The only option I can think of is to somehow swap out the Lnbs to Dish Pro's, you have 1 feed from your 61.5 dish going to his apt... make that cable go as close to his dish as possible. He will have to switch to a Dish Pro as well. take the 2 feeds from his dish and the 1 feed from the 61.5 and run them into a DPP44 (Pricey). now you have 1 line left to your apartment. Attach a Pish Pro Plus Seperator on it. This will only feed the 522, 322, and 921. So you would have to get one of those recievers and run your tv2 wire creatively. This should work unless I missed something. But it is quite pricey
 
Thanks for the info. Do you know where i can buy the DPP44? I looked online and cant find it.
Regards
 
Building common dish scenario

Ok thanks.
I think i can start a new topic then, and that is how to centralize the building's dish setup. After my bold stunt with the building management, at least 5 other apartments followed suit, and now we have about 8 windows with dishes on them. I am thinking about taking the lead once again, and suggesting to the building that we get rid of all these window dishes, install 2 dish 500's on the roof with stackable switches in the cable room downstairs, and use the existent cable wiring to feed signal to whichever apartment chooses dish over cable. Is this a possibility? How would we set it up such that people can either get cable or dish through the current in wall wiring (all apartments are currently wired to get cable from control room), and or get dish from same wire, whilst getting cable internet on the same wire using available filters, and how to we do multi room installs? is that technologically possible?

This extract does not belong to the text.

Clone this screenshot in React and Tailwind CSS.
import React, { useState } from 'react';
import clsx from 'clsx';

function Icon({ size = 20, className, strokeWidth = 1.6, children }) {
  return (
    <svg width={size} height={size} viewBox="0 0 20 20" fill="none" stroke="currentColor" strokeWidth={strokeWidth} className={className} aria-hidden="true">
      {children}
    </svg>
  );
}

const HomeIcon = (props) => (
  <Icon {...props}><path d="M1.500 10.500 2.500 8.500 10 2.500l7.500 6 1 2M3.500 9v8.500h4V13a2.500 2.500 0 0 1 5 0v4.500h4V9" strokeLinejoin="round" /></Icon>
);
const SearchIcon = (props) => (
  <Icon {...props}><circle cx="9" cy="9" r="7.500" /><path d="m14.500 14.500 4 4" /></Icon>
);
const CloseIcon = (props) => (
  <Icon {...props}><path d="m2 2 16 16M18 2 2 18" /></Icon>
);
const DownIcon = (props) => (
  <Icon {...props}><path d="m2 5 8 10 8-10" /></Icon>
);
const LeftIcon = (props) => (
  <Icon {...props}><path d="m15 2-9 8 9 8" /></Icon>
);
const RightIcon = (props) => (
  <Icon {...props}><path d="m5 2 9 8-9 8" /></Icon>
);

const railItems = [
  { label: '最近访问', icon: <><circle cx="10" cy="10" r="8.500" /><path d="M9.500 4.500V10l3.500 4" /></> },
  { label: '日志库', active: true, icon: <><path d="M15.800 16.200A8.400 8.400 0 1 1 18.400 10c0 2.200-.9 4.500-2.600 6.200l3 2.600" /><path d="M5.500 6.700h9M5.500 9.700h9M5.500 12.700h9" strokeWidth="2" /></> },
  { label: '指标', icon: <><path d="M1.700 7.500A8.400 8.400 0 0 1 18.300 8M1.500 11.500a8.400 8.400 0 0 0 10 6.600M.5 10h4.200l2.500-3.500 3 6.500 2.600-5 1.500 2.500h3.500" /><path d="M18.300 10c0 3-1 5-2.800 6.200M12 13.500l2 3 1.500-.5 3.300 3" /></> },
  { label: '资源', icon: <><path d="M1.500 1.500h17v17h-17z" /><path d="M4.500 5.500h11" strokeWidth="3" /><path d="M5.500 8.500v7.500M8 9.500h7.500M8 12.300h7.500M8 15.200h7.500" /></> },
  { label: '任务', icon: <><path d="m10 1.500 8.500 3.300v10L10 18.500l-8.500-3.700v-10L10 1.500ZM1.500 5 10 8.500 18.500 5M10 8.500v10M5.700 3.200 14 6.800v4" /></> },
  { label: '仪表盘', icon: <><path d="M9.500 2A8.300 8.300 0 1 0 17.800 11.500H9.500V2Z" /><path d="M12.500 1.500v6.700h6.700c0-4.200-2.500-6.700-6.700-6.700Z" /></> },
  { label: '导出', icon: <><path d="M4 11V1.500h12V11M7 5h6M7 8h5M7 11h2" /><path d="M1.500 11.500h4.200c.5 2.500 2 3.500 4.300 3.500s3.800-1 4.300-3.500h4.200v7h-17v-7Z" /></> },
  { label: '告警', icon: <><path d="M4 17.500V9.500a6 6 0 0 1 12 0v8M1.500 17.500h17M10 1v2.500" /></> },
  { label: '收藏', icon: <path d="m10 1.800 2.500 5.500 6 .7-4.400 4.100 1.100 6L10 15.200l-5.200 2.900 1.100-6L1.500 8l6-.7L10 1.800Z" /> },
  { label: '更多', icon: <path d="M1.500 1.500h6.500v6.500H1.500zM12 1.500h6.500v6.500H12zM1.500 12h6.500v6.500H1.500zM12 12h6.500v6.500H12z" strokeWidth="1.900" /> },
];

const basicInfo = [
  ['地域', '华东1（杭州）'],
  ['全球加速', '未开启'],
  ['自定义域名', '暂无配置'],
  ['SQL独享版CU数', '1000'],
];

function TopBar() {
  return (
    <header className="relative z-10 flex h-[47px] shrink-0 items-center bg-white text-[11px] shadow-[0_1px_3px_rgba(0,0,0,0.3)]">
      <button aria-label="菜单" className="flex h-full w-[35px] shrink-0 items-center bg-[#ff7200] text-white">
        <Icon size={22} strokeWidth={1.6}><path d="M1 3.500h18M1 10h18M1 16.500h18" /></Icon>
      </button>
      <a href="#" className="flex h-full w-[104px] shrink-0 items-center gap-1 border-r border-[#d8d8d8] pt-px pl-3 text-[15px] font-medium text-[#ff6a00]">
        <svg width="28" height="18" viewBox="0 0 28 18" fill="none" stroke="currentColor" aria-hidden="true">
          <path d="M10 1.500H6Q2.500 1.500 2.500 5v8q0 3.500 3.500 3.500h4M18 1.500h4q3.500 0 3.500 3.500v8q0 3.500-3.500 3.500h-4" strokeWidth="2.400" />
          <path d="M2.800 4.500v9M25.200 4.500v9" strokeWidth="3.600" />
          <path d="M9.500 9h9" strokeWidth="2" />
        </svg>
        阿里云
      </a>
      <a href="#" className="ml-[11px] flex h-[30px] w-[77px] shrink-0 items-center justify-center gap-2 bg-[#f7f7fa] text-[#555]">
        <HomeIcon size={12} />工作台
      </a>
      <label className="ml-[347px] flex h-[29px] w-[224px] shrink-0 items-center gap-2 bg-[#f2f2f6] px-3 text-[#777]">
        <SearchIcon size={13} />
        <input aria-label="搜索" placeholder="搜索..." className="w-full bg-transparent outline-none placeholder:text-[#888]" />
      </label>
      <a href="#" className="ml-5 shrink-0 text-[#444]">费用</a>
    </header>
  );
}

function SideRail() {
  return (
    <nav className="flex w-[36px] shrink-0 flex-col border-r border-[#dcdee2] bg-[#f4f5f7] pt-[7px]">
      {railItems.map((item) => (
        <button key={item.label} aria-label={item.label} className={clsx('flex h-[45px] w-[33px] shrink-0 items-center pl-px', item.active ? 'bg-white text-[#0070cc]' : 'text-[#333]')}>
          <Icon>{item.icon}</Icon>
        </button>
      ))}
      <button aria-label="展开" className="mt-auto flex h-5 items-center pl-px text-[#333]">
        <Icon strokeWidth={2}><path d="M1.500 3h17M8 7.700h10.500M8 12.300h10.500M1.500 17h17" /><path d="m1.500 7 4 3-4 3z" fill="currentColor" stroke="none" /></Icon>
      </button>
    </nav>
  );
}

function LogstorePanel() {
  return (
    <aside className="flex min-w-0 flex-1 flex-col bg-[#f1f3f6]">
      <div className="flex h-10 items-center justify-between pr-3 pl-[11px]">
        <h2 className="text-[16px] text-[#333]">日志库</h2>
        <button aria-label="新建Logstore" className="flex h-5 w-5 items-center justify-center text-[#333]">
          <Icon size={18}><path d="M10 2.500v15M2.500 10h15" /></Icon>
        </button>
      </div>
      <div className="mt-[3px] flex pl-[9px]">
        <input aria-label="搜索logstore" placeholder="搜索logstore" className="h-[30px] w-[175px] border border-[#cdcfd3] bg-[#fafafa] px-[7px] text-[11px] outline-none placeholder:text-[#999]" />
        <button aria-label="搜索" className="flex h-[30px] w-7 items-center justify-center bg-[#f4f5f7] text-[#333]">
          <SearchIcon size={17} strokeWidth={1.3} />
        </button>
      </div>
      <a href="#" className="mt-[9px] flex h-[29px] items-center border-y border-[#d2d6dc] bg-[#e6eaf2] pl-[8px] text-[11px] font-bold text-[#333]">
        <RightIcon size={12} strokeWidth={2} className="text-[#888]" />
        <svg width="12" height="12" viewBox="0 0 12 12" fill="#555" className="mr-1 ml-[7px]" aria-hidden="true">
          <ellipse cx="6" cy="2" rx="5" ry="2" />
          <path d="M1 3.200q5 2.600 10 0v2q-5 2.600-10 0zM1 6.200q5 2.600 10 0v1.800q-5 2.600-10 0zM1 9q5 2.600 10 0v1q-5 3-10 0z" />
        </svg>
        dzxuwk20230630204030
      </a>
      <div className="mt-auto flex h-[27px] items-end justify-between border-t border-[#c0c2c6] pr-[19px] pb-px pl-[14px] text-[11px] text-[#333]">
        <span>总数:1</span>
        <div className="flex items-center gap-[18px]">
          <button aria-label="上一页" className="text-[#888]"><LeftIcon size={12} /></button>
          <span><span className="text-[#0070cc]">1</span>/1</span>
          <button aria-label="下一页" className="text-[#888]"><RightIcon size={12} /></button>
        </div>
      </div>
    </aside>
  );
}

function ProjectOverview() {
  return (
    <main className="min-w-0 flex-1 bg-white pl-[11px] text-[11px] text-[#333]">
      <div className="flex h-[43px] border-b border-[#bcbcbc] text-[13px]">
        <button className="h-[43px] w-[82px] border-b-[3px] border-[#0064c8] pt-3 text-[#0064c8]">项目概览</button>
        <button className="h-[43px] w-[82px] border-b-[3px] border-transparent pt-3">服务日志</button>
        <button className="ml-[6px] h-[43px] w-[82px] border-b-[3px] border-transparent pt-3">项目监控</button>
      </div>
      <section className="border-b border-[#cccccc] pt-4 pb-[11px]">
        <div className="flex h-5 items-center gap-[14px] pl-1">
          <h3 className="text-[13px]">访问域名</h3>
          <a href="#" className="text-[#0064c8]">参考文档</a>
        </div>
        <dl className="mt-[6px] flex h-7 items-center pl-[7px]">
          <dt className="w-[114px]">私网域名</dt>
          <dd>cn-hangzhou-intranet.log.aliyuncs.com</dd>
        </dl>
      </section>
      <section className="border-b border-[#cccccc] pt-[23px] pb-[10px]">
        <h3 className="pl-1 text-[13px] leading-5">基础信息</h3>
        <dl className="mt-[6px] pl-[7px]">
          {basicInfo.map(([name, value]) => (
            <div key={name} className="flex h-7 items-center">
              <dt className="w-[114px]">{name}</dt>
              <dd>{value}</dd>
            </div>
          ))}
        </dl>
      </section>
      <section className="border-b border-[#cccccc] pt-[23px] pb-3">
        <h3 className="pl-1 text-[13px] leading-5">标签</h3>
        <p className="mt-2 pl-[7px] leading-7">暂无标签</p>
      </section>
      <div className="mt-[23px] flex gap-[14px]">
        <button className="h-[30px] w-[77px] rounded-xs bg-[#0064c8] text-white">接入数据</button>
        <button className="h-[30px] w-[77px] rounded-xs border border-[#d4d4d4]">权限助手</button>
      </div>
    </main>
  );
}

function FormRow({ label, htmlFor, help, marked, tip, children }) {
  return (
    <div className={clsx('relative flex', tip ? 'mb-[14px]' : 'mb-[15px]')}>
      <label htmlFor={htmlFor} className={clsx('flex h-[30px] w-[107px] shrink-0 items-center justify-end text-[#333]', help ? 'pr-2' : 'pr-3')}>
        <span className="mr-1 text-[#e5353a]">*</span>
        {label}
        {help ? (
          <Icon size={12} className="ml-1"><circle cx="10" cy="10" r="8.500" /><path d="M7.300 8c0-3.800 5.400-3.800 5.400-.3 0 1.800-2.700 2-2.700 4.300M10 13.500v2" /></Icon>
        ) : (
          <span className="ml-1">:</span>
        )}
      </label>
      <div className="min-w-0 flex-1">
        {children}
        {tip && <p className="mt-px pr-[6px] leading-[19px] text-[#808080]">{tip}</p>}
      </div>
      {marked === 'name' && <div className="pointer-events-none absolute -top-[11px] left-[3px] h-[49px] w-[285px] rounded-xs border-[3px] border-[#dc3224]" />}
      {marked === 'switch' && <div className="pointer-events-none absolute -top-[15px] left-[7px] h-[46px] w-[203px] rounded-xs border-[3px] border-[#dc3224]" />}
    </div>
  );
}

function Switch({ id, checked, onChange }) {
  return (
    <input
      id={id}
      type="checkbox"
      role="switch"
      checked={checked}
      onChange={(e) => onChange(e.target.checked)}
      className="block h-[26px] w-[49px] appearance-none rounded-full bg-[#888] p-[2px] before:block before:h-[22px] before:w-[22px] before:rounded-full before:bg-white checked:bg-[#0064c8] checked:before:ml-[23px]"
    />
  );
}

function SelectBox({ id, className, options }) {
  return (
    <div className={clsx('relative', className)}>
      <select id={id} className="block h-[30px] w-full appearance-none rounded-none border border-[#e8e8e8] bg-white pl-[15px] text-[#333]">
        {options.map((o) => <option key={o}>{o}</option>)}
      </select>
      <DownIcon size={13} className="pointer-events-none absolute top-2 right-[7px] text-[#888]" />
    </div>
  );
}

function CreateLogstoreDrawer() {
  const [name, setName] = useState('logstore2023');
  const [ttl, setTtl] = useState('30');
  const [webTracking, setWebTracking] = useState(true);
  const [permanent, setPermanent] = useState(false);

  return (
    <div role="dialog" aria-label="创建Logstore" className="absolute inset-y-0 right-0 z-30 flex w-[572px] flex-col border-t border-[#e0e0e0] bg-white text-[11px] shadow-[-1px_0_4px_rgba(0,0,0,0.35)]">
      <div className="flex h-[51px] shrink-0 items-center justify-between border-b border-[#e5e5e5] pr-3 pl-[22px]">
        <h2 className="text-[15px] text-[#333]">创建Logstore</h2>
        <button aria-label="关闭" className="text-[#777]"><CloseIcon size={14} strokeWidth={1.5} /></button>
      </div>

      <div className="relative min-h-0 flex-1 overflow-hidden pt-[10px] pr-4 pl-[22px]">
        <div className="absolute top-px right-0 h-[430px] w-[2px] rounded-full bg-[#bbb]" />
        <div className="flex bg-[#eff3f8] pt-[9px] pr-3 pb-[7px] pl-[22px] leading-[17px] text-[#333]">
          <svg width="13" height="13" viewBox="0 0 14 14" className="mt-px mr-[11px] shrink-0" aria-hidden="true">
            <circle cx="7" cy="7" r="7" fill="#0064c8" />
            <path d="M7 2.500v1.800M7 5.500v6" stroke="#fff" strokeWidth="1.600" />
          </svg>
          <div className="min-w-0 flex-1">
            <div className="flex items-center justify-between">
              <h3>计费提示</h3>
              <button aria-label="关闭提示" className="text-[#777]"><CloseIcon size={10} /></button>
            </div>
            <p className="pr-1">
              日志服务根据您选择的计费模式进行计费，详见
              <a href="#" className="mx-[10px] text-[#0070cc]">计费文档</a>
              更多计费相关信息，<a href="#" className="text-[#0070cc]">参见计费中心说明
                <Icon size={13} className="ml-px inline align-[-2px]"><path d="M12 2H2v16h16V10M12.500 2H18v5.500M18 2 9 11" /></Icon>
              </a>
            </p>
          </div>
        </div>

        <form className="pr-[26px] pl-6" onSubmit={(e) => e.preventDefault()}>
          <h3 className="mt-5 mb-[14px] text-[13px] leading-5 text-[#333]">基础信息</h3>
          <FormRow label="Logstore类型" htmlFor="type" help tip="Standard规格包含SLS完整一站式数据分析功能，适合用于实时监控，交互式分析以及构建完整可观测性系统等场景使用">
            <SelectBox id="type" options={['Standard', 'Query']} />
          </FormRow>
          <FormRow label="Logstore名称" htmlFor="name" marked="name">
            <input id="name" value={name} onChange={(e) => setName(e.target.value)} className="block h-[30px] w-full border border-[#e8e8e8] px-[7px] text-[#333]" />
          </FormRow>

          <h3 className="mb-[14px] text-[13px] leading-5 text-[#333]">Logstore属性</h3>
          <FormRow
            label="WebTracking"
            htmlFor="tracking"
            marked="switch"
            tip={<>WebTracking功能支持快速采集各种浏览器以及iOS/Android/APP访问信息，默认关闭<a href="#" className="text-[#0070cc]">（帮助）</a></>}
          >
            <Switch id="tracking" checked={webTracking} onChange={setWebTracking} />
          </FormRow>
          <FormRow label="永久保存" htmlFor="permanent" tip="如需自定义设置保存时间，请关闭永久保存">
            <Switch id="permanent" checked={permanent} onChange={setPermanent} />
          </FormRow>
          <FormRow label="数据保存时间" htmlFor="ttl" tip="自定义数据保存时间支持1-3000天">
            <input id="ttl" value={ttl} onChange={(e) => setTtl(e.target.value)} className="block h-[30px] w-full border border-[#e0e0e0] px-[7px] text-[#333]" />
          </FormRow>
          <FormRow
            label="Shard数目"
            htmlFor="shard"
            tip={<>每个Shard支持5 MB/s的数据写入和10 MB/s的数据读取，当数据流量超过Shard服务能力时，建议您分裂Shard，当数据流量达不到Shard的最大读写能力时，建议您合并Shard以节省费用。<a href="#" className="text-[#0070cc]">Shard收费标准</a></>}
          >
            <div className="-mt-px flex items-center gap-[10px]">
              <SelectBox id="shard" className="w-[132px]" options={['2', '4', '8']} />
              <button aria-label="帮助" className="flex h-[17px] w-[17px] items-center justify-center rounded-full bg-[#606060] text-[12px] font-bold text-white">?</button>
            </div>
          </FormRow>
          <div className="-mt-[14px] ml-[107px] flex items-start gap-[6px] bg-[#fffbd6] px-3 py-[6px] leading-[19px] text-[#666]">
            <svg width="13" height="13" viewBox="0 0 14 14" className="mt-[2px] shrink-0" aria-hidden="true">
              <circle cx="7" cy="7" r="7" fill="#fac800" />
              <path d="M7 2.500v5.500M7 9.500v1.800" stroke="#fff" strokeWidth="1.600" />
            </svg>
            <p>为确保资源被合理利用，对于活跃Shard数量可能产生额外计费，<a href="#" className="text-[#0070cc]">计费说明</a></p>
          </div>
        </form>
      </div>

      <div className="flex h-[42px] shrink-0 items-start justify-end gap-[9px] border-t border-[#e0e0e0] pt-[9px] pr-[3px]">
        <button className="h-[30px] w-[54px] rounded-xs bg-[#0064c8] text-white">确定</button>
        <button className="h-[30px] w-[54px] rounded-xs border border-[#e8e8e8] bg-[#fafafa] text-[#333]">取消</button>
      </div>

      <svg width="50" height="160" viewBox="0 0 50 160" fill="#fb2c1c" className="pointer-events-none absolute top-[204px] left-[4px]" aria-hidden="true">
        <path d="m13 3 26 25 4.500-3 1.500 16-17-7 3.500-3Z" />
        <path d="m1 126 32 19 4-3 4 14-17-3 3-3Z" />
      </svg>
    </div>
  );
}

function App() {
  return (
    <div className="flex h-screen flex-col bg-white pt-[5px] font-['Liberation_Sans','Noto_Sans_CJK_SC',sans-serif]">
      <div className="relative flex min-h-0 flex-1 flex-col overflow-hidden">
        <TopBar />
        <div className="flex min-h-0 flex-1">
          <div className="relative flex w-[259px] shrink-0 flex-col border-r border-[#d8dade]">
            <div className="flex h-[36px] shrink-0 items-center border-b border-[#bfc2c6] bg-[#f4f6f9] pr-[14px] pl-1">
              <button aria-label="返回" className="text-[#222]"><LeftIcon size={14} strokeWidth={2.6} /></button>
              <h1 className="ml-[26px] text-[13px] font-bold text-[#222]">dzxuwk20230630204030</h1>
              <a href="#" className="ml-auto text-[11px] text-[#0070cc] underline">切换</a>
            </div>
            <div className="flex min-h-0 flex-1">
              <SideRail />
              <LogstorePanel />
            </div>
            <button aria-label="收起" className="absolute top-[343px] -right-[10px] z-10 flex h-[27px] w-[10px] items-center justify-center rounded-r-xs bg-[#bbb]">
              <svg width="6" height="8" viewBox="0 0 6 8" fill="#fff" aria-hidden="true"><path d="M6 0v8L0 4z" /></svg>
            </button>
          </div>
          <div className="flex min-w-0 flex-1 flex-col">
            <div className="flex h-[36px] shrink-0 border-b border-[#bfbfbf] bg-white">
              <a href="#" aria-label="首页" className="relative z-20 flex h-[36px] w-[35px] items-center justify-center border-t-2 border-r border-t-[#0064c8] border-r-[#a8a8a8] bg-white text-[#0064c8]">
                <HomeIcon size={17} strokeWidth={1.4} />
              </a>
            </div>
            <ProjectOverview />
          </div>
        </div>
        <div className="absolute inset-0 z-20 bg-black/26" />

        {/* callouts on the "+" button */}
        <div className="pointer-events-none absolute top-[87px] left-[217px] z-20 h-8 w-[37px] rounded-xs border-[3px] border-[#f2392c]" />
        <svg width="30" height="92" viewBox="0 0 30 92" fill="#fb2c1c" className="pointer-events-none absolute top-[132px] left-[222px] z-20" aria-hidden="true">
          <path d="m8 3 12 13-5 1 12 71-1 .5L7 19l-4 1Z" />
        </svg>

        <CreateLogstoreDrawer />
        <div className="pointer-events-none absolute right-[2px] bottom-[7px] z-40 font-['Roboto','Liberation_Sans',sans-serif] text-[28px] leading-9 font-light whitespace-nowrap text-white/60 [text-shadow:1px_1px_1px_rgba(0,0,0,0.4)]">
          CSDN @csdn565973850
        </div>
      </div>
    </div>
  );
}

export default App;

Where there's a will, there's a way (and of course, web forums).
Thanks again.
 
You should probably look at the Dish Install Diagram thread over on dbstalk and take a gander at the pdf file in the first message. You want the last page, 16.

If you really want to try and run dual-tuner receivers with the dpp separator so you can use single cable runs (this only works with the 322, 522, and 921), you would need to replace the relativly inexpensive dp34 switches with the more expensive dpp44. The separator WILL NOT WORK with any other unit, don't even think about it.
 
OK. It looks like you didn't start a new thread - and that's fine.

Your concept is admirable, but reality intrudes. The building is probably wired with el-crapola RG-59, with 237 splitters per foot.

If by some miracle, each apartment has:
  • their own dedicated 2150MHz RG-6 cable
  • it runs to a central point
  • and has maximum distance of 100' or so
then you've got a half-decent chance of pulling this off - if you spend enough money.

LNBFs must be DishPro. They must be within 100' of the central point. More accurately, the total of dish-to-switch ad switch-to-receiver must be 200' or less.

Users that only need to 'see' 3 satellites (110, 119, 61.5) and only need one receiver can be attached via lower-cost DP34 switches. A user that needs a dual-tuner (322, 522, 721, 921) box or needs to access a 4th satellite (don't worry about that now) needs to be hooked up to the DPP44 switch. You can cascade 3 switches from a single set of LNBFs. This means between 12 and 24 tuners available - depending on the mix. More than 3 switches means an extra set of dishes.

You don't say how big the building is, but now you've got an idea of the scale involved.

Finally, if this plan moves forward, you need to consider the E* MDU offerings - and they may still have the special receiver designed to work with RG-59. I think it's a 3750, but don't quote me.
 
Why didn't you just have DISH run new RG-6 lines when it was installed?

I live in an apartment and I had Directv run 4 lines (3 receiver 1 OTA) through 2 windows. They used flat coax to go through the windows so I can close them and not worry about the cable.

Works fine for my HD.
 
well, u might wanna go with wireless video transmitters. but will need multi switch to run more than 2 recievers with 3 sat input. u will have set up your reciever in your neighbor apartment. depending on where u buy it, range on wireless video transmitter is 100~500 feet.
 
1 more thought, or u can set up reciever his apartment and diplex your line going to your place, and use uhf remote. then u don't wireless video transmitter. might be more economical. than u only need to get UHF upgrade kit and multi-switch.